The U.S. has a long, unsuccessful history of Haitian intervention. Three thousand U.S. Marine Corps troops occupied Haiti from 1915 to 1934 to restore financial and political stability during an era when U.S. bank interests were teetering. Two decades later, Washington initially supported the brutal, murderous François “Papa Doc” Duvalier dictatorship. After “Papa Doc’s” death, the U.S. acknowledged his son, “Baby Doc.” The federal government defended its pro-Duvalier position because both father and son were vigorous anti-Communists. Then, about 20,000 U.S. forces invaded Haiti in 1994 to restore ousted President Jean-Bertrand Aristide and returned in 2004 to reestablish order after Aristide fled to exile. In 2011, the U.S. helped Michel Martelly win the Haitian presidency. Martelly is better known as pop singer “Sweet Micky.” Last year, the U.N. accused Martelly of using gangs to expand his influence to advance his political agenda which contributed to ongoing instability, the impacts of which are still being felt today.
Various White House administrations have acted aggressively on Haiti’s behalf. In 1998, the Clinton administration passed the Haitian Refugee Immigrant Fairness Act Amnesty that granted permanent residency status to approximately 125,000 Haitians, their wives and children on the condition that he had been physically present in the U.S. for at least one year and is physically present in the United States on the date the application for such adjustment is filed. President Biden included Haitians in his CHNV parole program which allows up to 30,000 inadmissible nationals from Cuba, Haiti, Nicaragua and Venezuela to enter per month on two-year parole periods that include work authorization. Under a provision of the Refugee Assistance Education Act of 1980, every Cuban and Haitian national who has been admitted under the CHNV program is eligible to immediately apply for Medicaid, SNAP, and TANF as well as every national of either country who was paroled after making an appointment at a port of entry using the CBP One app. Also included for extensive affirmative benefits are every Cuban and Haitian national apprehended at the Southwest border and either paroled or placed into removal proceedings. Alvarez, the Haitian accused child rapist, entered under CHNV.
Moreover, Department of Homeland Security Secretary Alejandro Mayorkas announced on December 5, 2022, that he will extend and re-designate Haiti for Temporary Protected Status (TPS). TPS protects aliens from removal if they entered the United States prior to a country’s TPS designation and provides beneficiaries work authorization. TPS beneficiaries rarely return home; the label “temporary” translates to “permanent.”

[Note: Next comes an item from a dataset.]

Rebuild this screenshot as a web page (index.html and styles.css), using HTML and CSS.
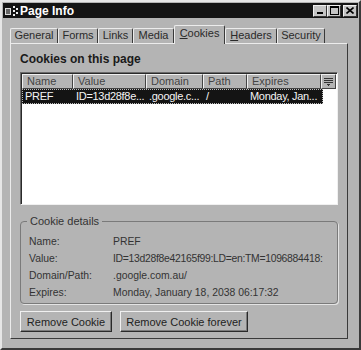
FILE: index.html
```html
<!DOCTYPE html>
<html lang="en">
  <head>
    <meta charset="UTF-8" />
    <title>Page Info</title>
    <link rel="stylesheet" href="styles.css">
  </head>
  <body>
    <div class="window">
      <div class="titlebar">
        <span class="appicon">
          <svg width="14" height="12" viewBox="0 0 14 12">
            <rect x="0" y="3" width="6" height="7" fill="#ddd" />
            <rect x="1" y="4" width="4" height="5" fill="#666" />
            <path d="M8 1h2v2h-2zM11 3h2v2h-2zM8 5h2v2h-2zM11 7h2v2h-2zM8 9h2v2h-2z" fill="#eee" />
          </svg>
        </span>
        <span class="title">Page Info</span>
        <span class="controls">
          <span class="ctl"><svg width="8" height="7" viewBox="0 0 8 7"><rect x="1" y="5" width="6" height="2" fill="#000" /></svg></span>
          <span class="ctl"><svg width="9" height="9" viewBox="0 0 9 9"><rect x="0.5" y="0.5" width="8" height="8" fill="none" stroke="#000" /><rect x="0" y="0" width="9" height="2" fill="#000" /></svg></span>
          <span class="ctl close"><svg width="8" height="7" viewBox="0 0 8 7"><path d="M0.5 0.5L7.5 6.5M7.5 0.5L0.5 6.5" stroke="#000" stroke-width="1.6" /></svg></span>
        </span>
      </div>

      <div class="tabs">
        <span class="tab t-general">General</span>
        <span class="tab t-forms">Forms</span>
        <span class="tab t-links">Links</span>
        <span class="tab t-media">Media</span>
        <span class="tab t-cookies active"><u>C</u>ookies</span>
        <span class="tab t-headers"><u>H</u>eaders</span>
        <span class="tab t-security">Security</span>
      </div>

      <div class="panel">
        <h2 class="heading">Cookies on this page</h2>

        <div class="list">
          <div class="head">
            <span class="col c-name">Name</span>
            <span class="col c-value">Value</span>
            <span class="col c-domain">Domain</span>
            <span class="col c-path">Path</span>
            <span class="col c-exp">Expires</span>
            <span class="col c-pick">
              <svg width="9" height="8" viewBox="0 0 9 8"><path d="M0 0h9v1h-9zM0 2h9v1h-9zM0 4h9v1h-9zM3 6h3v1h-3zM4 7h1v1h-1z" fill="#333" /></svg>
            </span>
          </div>
          <div class="row selected">
            <span class="cell c-name">PREF</span>
            <span class="cell c-value">ID=13d28f8e...</span>
            <span class="cell c-domain">.google.c...</span>
            <span class="cell c-path">/</span>
            <span class="cell c-exp">Monday, Jan...</span>
          </div>
        </div>

        <fieldset class="details">
          <legend>Cookie details</legend>
          <div class="grid">
            <span>Name:</span><span>PREF</span>
            <span>Value:</span><span class="long">ID=13d28f8e42165f99:LD=en:TM=1096884418:</span>
            <span>Domain/Path:</span><span>.google.com.au/</span>
            <span>Expires:</span><span>Monday, January 18, 2038 06:17:32</span>
          </div>
        </fieldset>

        <div class="buttons">
          <button class="btn b-remove">Remove Cookie</button>
          <button class="btn b-forever">Remove Cookie forever</button>
        </div>
      </div>
    </div>
  </body>
</html>
```

FILE: styles.css
```css
* {
  margin: 0;
  padding: 0;
  box-sizing: border-box;
}

body {
  background: #b4b4b4;
  font: 11px "Liberation Sans", Arial, sans-serif;
  color: #1a1a1a;
}

.window {
  width: 361px;
  height: 350px;
  background: #b4b4b4;
  border: 2px solid;
  border-color: #e6e6e6 #3a3a3a #3a3a3a #e6e6e6;
  padding: 1px;
}

.titlebar {
  height: 15px;
  background: #141414;
  display: flex;
  align-items: center;
  padding: 0 1px 0 2px;
}

.appicon {
  display: flex;
  width: 15px;
}

.title {
  color: #fff;
  font-weight: bold;
  font-size: 12px;
  flex: 1;
}

.controls {
  display: flex;
}

.ctl {
  width: 14px;
  height: 12px;
  background: #c4c4c4;
  border: 1px solid;
  border-color: #f0f0f0 #333 #333 #f0f0f0;
  display: flex;
  align-items: center;
  justify-content: center;
}

.ctl.close {
  margin-left: 2px;
}

.tabs {
  display: flex;
  align-items: flex-end;
  height: 25px;
  padding-left: 7px;
  position: relative;
  z-index: 1;
}

.tab {
  height: 15px;
  border: 1px solid;
  border-bottom: none;
  border-color: #ececec #3a3a3a #3a3a3a #ececec;
  border-radius: 2px 2px 0 0;
  color: #2a2a2a;
  line-height: 13px;
  text-align: center;
}

.t-general { width: 48px; }
.t-forms { width: 40px; }
.t-links { width: 35px; }
.t-media { width: 41px; }
.t-cookies { width: 51px; }
.t-headers { width: 52px; }
.t-security { width: 48px; }

.tab.active {
  height: 19px;
  margin-bottom: -1px;
  line-height: 14px;
  background: #b4b4b4;
}

.panel {
  margin: 0 10px 0 7px;
  height: 296px;
  border: 1px solid;
  border-color: #ececec #3a3a3a #3a3a3a #ececec;
  padding: 8px 9px 0 9px;
}

.heading {
  font-size: 12px;
  font-weight: bold;
  color: #1a1a1a;
  height: 15px;
  line-height: 15px;
  margin-bottom: 5px;
}

.list {
  height: 133px;
  background: #fff;
  border: 1px solid;
  border-color: #6a6a6a #f0f0f0 #f0f0f0 #6a6a6a;
  box-shadow: inset 1px 1px 0 #2a2a2a;
  padding: 1px 1px 0 1px;
}

.head {
  display: flex;
  height: 15px;
}

.col {
  background: #b4b4b4;
  border: 1px solid;
  border-color: #f0f0f0 #444 #444 #f0f0f0;
  padding-left: 4px;
  line-height: 13px;
  color: #444;
}

.c-name { width: 51px; }
.c-value { width: 73px; }
.c-domain { width: 57px; }
.c-path { width: 44px; }
.c-exp { width: 74px; }

.c-pick {
  width: 15px;
  display: flex;
  align-items: center;
  justify-content: center;
  padding: 0;
}

.row {
  display: flex;
  height: 15px;
  line-height: 14px;
}

.row.selected {
  background: #141414;
  color: #f4f4f4;
  outline: 1px dotted #bbb;
  outline-offset: -1px;
  width: 301px;
}

.cell {
  padding-left: 3px;
  white-space: nowrap;
  overflow: hidden;
  letter-spacing: -0.3px;
}

.details {
  margin-top: 10px;
  border: 1px solid #7a7a7a;
  border-radius: 4px;
  height: 89px;
  padding: 0 8px;
  box-shadow: 1px 1px 0 #e4e4e4;
}

.details legend {
  padding: 0 3px;
  margin-left: -2px;
  line-height: 13px;
  color: #333;
}

.grid {
  display: grid;
  grid-template-columns: 84px 1fr;
  row-gap: 4px;
  line-height: 13px;
  color: #333;
  margin-top: 7px;
  white-space: nowrap;
  font-size: 10.4px;
}

.grid .long {
  letter-spacing: -0.3px;
}

.buttons {
  display: flex;
  gap: 8px;
  margin-top: 7px;
}

.btn {
  font: 11px "Liberation Sans", Arial, sans-serif;
  color: #222;
  height: 21px;
  background: #b4b4b4;
  border: 1px solid;
  border-color: #f0f0f0 #2a2a2a #2a2a2a #f0f0f0;
  box-shadow: inset -1px -1px 0 #7a7a7a;
}

.b-remove { width: 92px; }
.b-forever { width: 128px; }
```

Although the predicted Haitian surge to the U.S. has not happened yet, the U.S. should assure that it does not. That means that in addition to measures like those that DeSantis has taken to shore up enforcement to keep Haitian aliens out, the federal government should consider sending troops to Haiti to restore order and minimize its nationals efforts to flee. The U.S. cannot become the last port in every global storm. The likelihood of Biden sending a small peace-keeping contingent to Haiti is near zero. The president has demonstrated repeatedly that he doesn’t care about the chaos and violence that unfettered illegal immigration creates.
Joe Guzzardi is an Institute for Sound Public Policy analyst who has been writing about immigration for more than 30 years.